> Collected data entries
- - - - - - -
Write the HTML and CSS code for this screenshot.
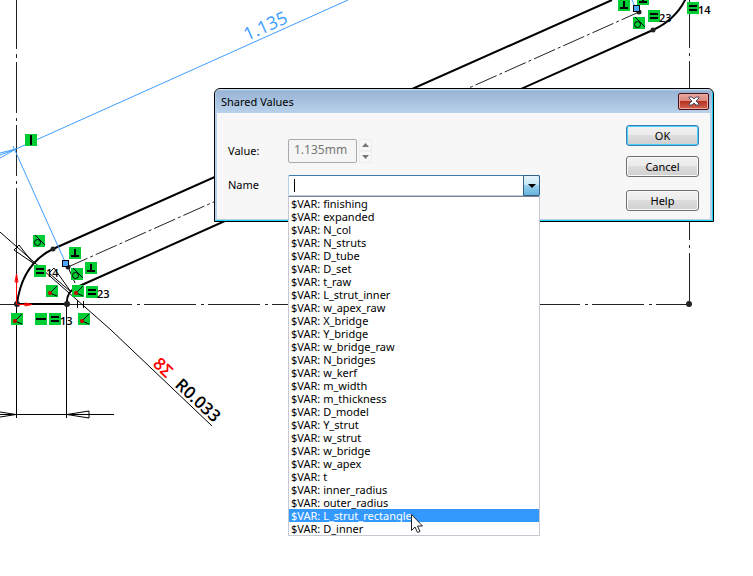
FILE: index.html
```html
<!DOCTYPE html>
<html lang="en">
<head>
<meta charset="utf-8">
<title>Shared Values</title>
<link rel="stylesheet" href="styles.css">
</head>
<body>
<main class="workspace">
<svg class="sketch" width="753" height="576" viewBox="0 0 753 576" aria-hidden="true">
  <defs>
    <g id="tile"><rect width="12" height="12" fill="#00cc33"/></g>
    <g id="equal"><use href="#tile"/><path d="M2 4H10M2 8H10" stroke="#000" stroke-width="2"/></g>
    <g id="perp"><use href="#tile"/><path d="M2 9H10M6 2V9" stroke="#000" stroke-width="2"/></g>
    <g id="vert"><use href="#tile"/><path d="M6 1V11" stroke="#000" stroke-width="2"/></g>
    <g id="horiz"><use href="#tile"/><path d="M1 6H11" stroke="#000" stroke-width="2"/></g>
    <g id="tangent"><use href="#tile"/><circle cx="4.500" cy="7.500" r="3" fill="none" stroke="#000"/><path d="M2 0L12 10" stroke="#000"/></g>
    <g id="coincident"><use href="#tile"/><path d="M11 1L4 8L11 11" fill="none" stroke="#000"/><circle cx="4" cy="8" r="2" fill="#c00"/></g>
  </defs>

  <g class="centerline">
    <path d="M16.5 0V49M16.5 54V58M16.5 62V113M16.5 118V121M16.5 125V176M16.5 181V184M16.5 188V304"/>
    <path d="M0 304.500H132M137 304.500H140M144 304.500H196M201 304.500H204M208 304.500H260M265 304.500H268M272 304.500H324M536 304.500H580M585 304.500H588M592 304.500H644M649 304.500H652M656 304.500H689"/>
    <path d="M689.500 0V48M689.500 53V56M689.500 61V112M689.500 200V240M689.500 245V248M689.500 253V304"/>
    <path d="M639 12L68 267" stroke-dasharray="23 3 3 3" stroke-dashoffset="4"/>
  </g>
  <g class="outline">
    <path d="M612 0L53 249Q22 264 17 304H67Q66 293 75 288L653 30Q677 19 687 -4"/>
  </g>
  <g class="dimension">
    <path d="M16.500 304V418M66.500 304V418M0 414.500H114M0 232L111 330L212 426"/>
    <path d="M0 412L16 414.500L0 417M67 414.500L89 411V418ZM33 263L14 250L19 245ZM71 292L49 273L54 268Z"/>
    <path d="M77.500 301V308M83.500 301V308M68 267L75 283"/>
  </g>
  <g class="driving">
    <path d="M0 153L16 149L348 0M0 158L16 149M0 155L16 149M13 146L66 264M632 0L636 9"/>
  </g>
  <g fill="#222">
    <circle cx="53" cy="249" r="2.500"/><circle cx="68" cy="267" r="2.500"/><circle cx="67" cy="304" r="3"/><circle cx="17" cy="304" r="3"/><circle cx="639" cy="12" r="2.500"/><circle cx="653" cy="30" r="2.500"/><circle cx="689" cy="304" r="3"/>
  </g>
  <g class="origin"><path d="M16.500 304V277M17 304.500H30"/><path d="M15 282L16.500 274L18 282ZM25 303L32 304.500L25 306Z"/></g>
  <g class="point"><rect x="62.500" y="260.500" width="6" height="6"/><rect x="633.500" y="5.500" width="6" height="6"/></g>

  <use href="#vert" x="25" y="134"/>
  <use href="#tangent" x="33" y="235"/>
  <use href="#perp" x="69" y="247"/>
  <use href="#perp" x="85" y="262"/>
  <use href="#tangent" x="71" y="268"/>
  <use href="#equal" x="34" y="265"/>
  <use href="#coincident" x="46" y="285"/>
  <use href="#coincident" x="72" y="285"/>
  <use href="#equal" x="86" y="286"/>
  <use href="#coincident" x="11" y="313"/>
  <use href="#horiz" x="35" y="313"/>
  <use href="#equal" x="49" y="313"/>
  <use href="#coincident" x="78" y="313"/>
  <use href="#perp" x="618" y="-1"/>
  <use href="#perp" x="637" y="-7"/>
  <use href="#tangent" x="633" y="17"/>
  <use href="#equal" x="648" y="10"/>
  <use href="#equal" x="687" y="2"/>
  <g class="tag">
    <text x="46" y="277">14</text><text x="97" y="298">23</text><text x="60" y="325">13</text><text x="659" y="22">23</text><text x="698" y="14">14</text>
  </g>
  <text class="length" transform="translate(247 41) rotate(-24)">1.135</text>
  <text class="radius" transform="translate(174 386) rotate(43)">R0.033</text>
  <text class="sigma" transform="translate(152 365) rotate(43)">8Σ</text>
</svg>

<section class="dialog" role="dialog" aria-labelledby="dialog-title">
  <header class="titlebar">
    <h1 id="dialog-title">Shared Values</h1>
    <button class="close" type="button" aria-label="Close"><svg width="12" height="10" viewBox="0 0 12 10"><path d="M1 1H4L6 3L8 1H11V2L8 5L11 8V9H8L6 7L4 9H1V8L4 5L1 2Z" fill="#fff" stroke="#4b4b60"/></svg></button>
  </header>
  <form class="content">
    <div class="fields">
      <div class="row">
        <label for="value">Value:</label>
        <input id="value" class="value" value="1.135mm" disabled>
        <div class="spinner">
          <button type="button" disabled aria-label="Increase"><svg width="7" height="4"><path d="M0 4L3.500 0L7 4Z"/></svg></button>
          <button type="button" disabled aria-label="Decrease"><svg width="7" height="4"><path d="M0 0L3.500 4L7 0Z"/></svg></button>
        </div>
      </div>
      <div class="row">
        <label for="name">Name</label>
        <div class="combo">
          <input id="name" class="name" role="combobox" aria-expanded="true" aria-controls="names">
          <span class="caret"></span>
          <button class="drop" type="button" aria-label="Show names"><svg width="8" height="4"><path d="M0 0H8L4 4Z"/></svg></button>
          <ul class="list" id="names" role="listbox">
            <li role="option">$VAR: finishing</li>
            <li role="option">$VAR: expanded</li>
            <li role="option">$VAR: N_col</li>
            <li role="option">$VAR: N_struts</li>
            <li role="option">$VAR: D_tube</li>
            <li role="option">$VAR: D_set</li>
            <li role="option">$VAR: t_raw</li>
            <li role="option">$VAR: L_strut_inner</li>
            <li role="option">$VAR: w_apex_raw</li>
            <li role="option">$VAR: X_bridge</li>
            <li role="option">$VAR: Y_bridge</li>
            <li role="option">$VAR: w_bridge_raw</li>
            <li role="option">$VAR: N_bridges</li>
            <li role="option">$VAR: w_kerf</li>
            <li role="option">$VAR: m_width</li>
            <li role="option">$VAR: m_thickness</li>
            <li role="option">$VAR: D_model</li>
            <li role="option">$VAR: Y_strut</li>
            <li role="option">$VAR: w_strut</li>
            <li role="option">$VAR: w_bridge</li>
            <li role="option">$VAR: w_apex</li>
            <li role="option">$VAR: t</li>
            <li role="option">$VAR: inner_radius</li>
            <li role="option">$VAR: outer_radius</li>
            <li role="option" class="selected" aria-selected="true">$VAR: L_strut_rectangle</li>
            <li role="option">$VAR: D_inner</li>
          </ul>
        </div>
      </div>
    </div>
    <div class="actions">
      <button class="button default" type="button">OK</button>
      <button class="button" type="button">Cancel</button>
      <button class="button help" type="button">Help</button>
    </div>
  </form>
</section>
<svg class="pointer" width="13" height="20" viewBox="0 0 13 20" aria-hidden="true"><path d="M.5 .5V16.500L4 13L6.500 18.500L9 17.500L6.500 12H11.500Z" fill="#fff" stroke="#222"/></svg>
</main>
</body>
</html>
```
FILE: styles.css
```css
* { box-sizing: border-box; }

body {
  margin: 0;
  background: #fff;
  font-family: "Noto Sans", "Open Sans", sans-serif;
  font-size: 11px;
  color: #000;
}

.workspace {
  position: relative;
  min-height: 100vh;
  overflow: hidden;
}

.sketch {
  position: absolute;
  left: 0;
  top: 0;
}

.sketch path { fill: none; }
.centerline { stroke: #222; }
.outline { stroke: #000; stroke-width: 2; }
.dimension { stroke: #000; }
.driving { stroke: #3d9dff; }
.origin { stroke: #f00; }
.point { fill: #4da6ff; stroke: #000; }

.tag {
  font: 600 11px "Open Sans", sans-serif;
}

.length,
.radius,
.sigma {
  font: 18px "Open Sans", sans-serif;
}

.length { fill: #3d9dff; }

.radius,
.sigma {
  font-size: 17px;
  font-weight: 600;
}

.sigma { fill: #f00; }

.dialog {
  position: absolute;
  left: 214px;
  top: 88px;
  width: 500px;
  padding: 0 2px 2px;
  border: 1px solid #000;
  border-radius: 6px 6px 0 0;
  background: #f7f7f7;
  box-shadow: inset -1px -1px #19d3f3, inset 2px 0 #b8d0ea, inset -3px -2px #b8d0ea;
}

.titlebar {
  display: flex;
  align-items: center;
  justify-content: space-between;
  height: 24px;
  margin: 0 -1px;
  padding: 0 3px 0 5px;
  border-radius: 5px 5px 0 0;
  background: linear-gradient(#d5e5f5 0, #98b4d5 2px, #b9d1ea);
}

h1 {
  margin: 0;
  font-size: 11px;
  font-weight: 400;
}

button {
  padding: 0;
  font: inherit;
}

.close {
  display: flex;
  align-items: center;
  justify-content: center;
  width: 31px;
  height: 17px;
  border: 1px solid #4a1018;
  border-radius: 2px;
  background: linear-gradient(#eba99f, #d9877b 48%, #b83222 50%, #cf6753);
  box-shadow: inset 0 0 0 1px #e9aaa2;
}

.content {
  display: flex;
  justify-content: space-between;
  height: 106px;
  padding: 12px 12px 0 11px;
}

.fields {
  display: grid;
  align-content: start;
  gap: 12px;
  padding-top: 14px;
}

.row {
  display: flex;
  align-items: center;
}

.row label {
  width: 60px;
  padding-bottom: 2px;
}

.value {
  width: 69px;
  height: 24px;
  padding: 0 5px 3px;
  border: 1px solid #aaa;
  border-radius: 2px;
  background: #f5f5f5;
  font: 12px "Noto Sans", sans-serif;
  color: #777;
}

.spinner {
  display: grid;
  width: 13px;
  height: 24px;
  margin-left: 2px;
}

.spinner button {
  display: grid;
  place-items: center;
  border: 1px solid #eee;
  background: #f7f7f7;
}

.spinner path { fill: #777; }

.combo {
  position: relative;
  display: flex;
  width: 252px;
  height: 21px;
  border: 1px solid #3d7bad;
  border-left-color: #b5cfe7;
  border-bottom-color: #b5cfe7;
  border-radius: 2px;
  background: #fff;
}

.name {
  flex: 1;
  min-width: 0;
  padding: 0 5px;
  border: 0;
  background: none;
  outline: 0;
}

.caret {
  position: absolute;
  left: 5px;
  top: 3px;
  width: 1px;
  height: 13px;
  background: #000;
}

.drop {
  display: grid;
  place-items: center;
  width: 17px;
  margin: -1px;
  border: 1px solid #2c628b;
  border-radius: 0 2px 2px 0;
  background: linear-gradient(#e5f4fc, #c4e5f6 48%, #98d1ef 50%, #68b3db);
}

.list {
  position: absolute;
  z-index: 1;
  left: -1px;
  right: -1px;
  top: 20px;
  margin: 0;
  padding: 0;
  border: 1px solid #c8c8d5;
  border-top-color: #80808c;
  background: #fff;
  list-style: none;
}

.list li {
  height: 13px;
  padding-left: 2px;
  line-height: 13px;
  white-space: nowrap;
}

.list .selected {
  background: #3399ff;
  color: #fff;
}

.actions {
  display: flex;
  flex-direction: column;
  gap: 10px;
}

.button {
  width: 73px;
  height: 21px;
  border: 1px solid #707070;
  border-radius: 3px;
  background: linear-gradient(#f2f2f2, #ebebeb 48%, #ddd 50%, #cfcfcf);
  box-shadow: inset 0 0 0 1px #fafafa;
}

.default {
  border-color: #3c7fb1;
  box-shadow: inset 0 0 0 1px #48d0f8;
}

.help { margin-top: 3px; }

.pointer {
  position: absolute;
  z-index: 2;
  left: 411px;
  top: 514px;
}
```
- - - - - - -
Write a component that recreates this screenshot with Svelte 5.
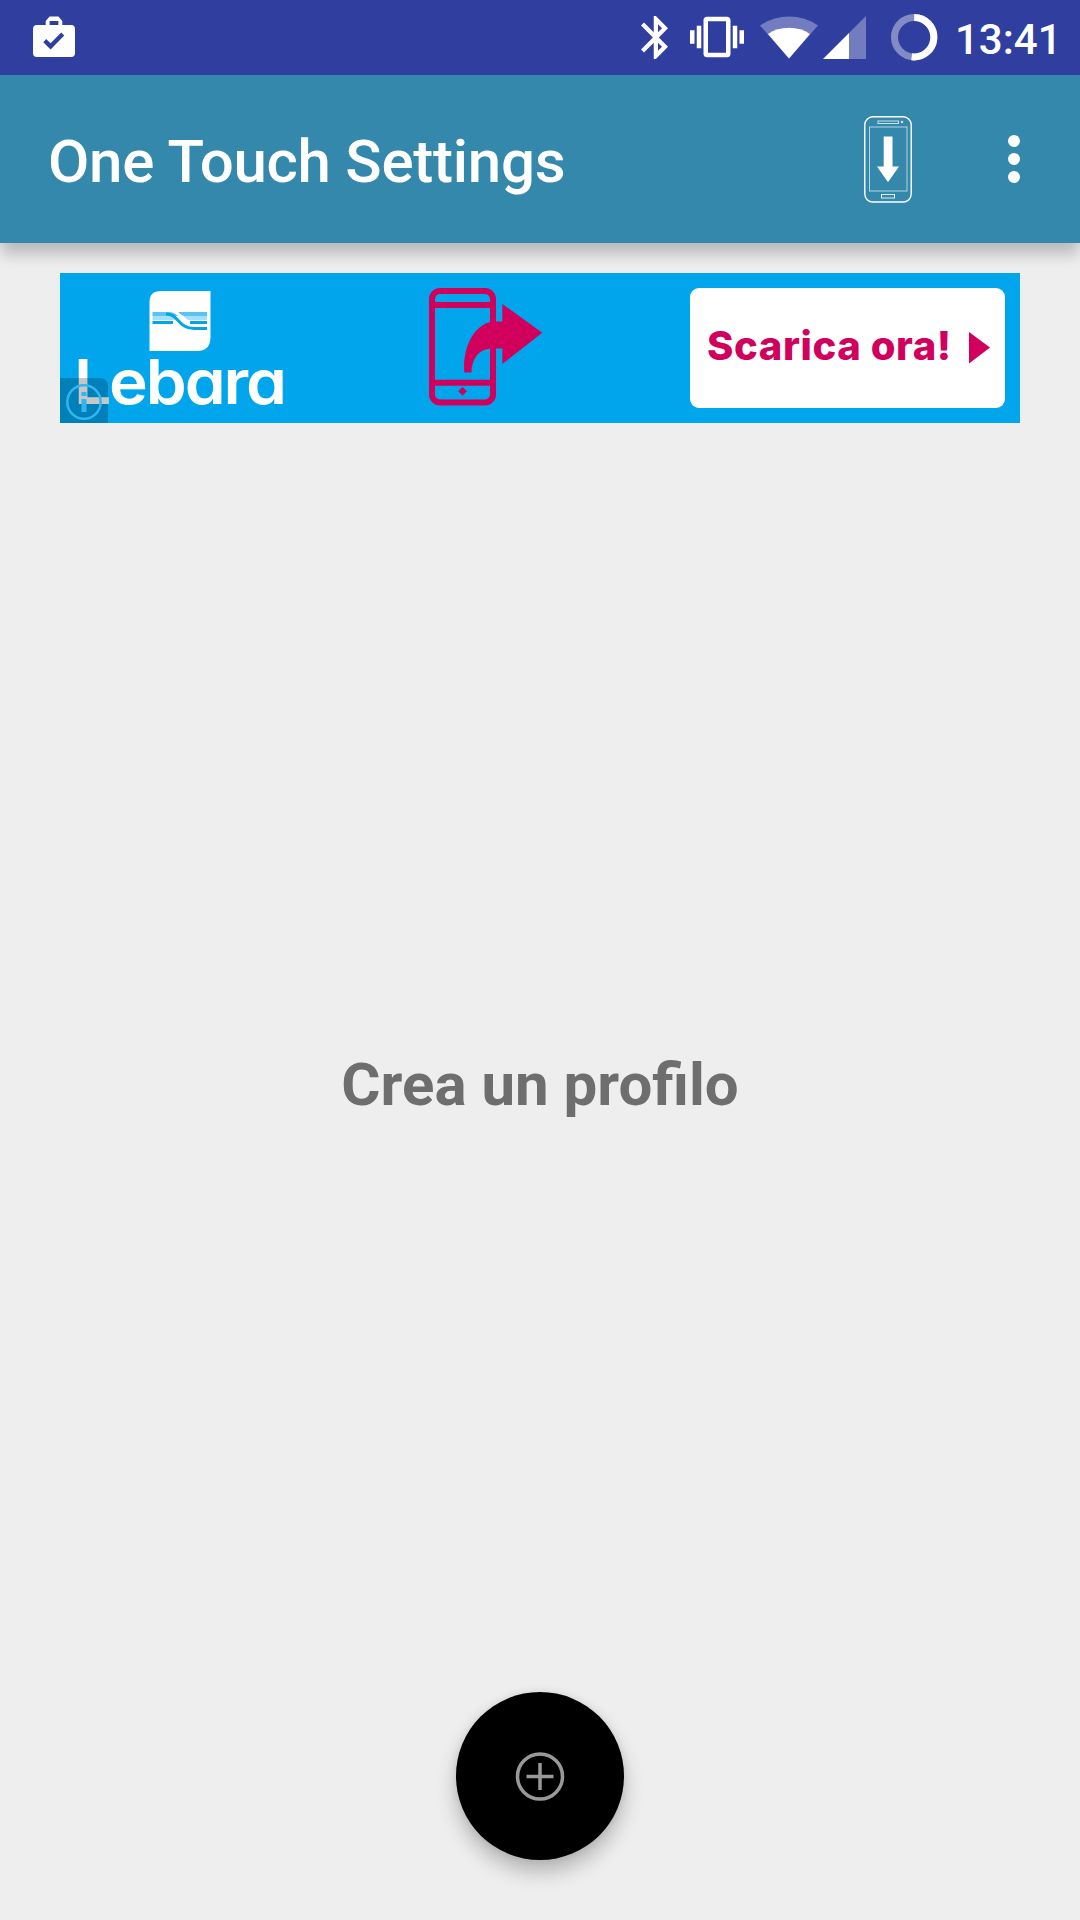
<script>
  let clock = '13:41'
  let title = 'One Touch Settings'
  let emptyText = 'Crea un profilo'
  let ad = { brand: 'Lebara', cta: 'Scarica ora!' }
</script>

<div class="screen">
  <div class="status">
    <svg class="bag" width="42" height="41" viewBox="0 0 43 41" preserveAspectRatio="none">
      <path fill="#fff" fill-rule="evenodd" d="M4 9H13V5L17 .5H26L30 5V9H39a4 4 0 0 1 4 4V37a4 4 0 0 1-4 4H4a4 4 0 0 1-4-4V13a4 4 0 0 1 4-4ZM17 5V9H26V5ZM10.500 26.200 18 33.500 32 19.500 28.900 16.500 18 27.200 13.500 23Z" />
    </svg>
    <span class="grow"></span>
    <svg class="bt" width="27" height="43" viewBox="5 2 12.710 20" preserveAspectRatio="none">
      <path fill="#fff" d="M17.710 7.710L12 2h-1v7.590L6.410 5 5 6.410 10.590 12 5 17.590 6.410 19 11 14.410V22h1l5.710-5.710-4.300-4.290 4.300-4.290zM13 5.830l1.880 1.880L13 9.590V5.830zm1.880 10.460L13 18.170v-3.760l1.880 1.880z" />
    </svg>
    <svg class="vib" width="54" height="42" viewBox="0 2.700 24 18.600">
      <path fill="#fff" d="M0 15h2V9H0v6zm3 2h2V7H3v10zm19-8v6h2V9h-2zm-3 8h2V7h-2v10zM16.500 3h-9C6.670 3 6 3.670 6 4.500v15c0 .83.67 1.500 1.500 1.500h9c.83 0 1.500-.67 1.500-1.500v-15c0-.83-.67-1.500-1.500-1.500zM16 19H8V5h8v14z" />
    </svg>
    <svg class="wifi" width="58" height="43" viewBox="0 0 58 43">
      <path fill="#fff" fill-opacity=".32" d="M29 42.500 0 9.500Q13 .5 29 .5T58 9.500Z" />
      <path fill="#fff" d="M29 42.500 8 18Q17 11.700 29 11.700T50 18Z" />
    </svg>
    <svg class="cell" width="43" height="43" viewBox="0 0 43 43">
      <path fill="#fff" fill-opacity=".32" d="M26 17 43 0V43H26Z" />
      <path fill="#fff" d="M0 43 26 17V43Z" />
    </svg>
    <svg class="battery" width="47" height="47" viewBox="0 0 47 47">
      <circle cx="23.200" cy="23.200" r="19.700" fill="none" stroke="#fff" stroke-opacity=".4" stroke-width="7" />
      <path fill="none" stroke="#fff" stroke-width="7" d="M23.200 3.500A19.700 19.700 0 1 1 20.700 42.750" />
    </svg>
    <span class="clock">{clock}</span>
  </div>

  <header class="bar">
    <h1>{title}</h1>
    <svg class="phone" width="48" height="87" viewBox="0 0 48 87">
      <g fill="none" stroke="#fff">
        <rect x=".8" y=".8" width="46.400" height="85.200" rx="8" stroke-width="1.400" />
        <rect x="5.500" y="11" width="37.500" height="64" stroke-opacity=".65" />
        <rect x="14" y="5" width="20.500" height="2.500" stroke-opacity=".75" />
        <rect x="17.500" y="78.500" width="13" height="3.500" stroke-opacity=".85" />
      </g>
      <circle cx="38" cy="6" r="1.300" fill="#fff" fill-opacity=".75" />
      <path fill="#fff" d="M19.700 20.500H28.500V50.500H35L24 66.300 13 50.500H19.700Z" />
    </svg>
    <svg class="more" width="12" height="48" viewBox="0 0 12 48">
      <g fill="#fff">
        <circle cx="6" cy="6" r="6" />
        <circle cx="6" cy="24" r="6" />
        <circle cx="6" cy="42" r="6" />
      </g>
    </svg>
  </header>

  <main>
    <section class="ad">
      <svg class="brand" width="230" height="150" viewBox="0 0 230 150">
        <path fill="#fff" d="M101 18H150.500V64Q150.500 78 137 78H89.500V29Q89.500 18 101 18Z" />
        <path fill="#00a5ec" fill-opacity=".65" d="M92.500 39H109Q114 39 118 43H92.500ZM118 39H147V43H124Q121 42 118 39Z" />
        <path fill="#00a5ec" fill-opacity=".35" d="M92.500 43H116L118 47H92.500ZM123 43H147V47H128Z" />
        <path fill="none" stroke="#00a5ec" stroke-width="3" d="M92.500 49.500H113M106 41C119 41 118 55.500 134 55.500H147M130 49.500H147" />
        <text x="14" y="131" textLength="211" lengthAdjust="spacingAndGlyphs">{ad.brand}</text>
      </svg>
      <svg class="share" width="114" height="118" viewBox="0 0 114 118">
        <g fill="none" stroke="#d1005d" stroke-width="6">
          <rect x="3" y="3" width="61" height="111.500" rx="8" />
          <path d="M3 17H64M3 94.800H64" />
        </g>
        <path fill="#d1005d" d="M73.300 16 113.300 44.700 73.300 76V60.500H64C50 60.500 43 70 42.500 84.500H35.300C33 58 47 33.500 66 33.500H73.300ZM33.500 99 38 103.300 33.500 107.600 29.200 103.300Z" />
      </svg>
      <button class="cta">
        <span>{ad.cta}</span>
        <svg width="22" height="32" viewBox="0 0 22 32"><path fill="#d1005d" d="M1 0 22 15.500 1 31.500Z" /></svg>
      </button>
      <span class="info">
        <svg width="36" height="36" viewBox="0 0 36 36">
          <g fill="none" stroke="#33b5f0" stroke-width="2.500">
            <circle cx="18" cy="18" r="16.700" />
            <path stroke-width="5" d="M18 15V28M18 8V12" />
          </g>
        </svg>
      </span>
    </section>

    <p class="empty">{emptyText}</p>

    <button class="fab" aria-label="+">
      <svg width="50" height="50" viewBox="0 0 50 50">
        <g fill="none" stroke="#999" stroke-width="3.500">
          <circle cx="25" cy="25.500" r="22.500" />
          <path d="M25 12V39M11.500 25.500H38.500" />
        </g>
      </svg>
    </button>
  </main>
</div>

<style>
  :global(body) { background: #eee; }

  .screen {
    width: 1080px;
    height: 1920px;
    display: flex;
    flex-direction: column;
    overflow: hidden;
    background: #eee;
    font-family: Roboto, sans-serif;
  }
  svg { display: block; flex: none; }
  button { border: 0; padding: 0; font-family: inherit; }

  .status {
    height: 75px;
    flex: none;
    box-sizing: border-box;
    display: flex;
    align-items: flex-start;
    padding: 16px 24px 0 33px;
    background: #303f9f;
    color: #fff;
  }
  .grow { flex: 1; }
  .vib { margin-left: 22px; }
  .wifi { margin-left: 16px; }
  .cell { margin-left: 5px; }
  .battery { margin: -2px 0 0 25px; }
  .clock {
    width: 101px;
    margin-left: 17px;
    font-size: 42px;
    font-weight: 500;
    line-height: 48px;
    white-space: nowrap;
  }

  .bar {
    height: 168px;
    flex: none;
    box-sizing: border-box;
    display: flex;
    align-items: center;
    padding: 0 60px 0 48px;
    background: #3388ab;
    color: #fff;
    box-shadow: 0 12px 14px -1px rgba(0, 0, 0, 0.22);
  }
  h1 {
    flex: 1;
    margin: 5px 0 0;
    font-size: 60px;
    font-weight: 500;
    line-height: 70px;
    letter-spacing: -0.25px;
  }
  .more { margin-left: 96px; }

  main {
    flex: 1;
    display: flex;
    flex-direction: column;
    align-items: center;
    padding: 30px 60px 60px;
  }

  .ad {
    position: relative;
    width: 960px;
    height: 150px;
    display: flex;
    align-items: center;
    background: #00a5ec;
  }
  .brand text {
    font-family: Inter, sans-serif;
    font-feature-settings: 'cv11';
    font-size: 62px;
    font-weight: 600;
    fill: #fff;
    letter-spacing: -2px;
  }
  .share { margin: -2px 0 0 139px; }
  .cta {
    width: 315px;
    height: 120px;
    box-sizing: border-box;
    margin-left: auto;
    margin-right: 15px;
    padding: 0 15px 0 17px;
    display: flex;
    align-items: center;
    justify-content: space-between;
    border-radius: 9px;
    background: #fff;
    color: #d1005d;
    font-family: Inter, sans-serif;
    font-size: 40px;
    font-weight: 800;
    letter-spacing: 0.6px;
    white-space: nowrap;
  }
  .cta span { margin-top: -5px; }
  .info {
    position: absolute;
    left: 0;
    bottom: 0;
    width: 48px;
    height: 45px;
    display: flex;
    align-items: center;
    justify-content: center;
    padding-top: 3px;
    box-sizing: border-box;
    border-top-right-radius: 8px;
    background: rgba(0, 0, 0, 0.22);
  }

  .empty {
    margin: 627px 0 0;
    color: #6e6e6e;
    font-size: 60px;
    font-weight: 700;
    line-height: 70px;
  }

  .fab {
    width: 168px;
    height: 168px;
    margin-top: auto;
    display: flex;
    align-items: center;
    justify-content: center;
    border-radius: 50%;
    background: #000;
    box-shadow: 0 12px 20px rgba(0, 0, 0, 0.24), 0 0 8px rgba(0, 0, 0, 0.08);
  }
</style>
- - - - - - -
> Exercise brief
Using the listing above, say how many of its lines contain the string "screenshot", giving nothing but the figure.

> Full output
2